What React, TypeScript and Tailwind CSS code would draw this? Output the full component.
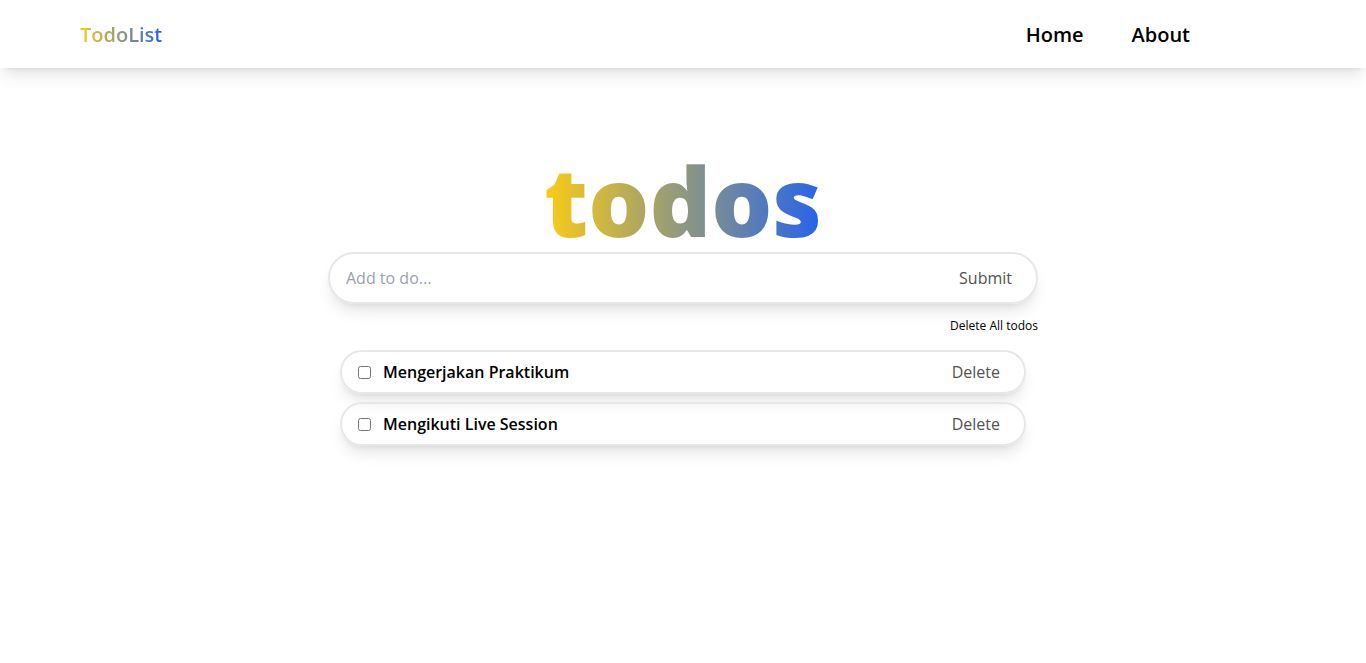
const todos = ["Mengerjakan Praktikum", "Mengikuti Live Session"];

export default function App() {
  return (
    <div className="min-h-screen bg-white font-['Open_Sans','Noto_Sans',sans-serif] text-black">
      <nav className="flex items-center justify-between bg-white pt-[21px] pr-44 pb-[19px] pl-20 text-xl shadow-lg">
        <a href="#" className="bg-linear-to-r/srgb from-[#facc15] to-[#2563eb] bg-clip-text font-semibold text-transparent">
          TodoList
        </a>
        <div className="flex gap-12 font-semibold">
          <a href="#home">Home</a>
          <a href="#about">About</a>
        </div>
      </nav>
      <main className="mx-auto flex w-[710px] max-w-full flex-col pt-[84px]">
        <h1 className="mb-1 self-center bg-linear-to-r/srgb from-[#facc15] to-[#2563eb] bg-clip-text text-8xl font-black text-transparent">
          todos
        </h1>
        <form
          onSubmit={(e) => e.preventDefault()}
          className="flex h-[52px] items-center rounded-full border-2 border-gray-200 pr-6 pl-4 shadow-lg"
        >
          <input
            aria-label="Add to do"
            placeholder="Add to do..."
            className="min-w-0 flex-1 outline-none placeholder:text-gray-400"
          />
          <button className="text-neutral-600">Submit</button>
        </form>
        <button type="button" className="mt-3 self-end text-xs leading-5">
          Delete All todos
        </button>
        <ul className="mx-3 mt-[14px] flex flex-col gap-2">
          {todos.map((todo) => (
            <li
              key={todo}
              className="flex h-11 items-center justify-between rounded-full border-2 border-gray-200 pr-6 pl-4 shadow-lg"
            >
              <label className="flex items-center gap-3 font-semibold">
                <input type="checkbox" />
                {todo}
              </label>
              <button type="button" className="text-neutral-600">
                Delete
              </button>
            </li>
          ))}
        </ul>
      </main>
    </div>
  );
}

--

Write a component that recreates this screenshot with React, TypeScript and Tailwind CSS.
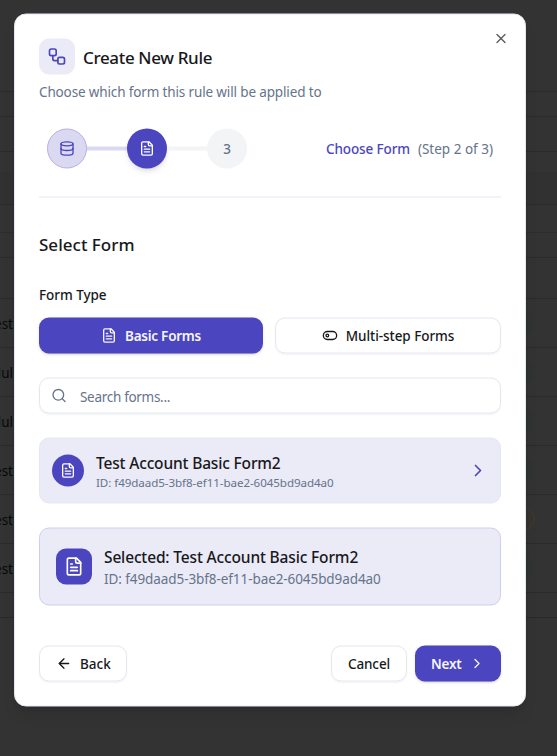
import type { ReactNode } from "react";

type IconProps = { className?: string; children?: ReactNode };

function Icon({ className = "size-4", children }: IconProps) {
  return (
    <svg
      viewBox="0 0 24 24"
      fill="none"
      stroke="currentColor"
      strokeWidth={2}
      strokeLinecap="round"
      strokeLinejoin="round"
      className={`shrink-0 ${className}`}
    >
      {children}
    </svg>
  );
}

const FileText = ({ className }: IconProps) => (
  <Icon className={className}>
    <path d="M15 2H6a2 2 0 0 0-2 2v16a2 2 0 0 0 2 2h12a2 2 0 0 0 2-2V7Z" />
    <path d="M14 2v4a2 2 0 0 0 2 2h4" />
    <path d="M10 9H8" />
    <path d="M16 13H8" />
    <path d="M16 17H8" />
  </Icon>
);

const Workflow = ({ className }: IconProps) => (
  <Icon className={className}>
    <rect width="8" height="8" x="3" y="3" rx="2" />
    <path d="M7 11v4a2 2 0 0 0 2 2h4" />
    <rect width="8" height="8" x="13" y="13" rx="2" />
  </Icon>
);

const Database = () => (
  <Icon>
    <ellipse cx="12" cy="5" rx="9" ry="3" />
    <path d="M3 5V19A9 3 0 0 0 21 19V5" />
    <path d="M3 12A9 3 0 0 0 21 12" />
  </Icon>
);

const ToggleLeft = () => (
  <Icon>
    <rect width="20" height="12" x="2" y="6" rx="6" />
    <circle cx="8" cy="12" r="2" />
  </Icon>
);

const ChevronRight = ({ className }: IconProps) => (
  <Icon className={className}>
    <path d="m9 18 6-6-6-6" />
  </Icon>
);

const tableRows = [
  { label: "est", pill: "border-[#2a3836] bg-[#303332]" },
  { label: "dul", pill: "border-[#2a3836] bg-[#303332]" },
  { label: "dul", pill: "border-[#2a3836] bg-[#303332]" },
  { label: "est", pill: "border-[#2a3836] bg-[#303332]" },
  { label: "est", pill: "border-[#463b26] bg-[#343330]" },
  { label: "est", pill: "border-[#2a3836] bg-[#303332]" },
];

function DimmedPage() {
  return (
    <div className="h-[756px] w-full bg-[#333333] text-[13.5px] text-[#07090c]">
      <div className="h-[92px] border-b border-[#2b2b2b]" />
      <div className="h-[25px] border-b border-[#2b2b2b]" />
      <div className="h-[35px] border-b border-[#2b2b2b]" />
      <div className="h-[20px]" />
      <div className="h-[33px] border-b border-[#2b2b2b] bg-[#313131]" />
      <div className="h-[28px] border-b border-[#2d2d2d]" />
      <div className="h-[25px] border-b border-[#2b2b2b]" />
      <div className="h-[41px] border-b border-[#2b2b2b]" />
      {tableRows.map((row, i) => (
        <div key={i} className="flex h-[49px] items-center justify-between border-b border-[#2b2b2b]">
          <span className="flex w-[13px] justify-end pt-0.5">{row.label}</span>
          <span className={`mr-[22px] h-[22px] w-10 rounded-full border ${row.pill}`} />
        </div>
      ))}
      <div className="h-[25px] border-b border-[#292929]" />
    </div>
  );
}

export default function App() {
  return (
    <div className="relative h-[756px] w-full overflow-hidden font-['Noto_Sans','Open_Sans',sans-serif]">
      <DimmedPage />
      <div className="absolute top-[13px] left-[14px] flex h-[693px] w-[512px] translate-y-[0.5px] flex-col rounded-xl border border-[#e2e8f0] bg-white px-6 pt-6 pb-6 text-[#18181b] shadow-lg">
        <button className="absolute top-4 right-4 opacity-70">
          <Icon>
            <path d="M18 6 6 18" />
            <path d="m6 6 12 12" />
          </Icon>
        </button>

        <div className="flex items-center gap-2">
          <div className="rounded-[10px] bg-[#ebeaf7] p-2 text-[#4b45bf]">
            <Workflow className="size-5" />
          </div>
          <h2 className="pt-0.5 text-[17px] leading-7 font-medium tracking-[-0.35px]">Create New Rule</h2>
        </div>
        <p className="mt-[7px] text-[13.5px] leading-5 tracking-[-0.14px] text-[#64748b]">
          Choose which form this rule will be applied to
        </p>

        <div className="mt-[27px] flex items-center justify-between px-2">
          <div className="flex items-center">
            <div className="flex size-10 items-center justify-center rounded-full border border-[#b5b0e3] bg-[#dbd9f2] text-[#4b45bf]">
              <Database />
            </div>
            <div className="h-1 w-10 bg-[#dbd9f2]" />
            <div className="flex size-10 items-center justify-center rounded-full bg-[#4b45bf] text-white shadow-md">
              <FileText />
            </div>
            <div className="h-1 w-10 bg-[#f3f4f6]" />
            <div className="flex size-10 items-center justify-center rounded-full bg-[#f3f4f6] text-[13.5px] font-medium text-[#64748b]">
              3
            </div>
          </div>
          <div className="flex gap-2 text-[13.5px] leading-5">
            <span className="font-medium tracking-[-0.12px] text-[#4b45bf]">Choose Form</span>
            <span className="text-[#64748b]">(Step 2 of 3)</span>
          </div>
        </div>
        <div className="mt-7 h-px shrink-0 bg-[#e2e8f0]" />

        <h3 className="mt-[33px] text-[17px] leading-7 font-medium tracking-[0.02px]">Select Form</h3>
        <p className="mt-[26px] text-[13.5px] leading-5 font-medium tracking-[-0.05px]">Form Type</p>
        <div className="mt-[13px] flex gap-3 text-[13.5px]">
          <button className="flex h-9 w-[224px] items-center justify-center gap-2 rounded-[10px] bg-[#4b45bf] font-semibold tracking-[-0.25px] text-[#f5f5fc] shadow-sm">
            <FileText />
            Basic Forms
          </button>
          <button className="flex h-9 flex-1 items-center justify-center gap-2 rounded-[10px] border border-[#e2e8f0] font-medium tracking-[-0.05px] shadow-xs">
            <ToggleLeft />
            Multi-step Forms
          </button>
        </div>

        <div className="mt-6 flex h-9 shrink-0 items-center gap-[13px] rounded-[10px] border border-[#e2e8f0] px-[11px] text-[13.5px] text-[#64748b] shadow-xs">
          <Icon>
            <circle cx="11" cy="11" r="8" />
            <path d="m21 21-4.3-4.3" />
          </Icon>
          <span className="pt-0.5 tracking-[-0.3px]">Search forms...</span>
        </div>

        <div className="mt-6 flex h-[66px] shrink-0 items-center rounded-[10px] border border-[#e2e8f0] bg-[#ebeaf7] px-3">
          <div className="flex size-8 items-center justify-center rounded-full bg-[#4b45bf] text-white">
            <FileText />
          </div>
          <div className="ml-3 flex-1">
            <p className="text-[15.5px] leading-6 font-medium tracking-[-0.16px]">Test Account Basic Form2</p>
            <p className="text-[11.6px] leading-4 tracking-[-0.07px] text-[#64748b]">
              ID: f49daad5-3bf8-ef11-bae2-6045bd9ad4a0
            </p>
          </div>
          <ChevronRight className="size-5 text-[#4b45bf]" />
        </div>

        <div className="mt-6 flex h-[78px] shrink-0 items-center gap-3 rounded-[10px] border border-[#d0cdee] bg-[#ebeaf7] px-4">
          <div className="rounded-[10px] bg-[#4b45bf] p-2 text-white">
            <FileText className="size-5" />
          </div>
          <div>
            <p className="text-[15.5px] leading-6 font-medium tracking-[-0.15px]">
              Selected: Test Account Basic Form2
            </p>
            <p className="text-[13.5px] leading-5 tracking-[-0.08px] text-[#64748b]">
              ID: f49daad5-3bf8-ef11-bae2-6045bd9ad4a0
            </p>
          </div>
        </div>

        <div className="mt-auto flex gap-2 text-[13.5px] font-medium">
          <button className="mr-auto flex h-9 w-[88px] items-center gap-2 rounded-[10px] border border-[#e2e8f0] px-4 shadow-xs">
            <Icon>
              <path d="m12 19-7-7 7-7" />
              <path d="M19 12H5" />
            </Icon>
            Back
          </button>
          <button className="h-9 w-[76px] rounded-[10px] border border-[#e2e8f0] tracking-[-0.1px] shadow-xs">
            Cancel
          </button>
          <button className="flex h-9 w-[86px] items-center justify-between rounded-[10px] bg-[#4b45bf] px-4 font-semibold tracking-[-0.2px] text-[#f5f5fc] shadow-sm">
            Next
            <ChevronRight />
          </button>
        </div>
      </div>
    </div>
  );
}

TASK OBJECTIVE
In the listing above, find the line containing "Write a component" and the line containing "string; children?: ReactNode". Reproduce those lines and all between them exactly, with no pictures and nothing more.

TASK OUTPUT
Write a component that recreates this screenshot with React, TypeScript and Tailwind CSS.
import type { ReactNode } from "react";

type IconProps = { className?: string; children?: ReactNode };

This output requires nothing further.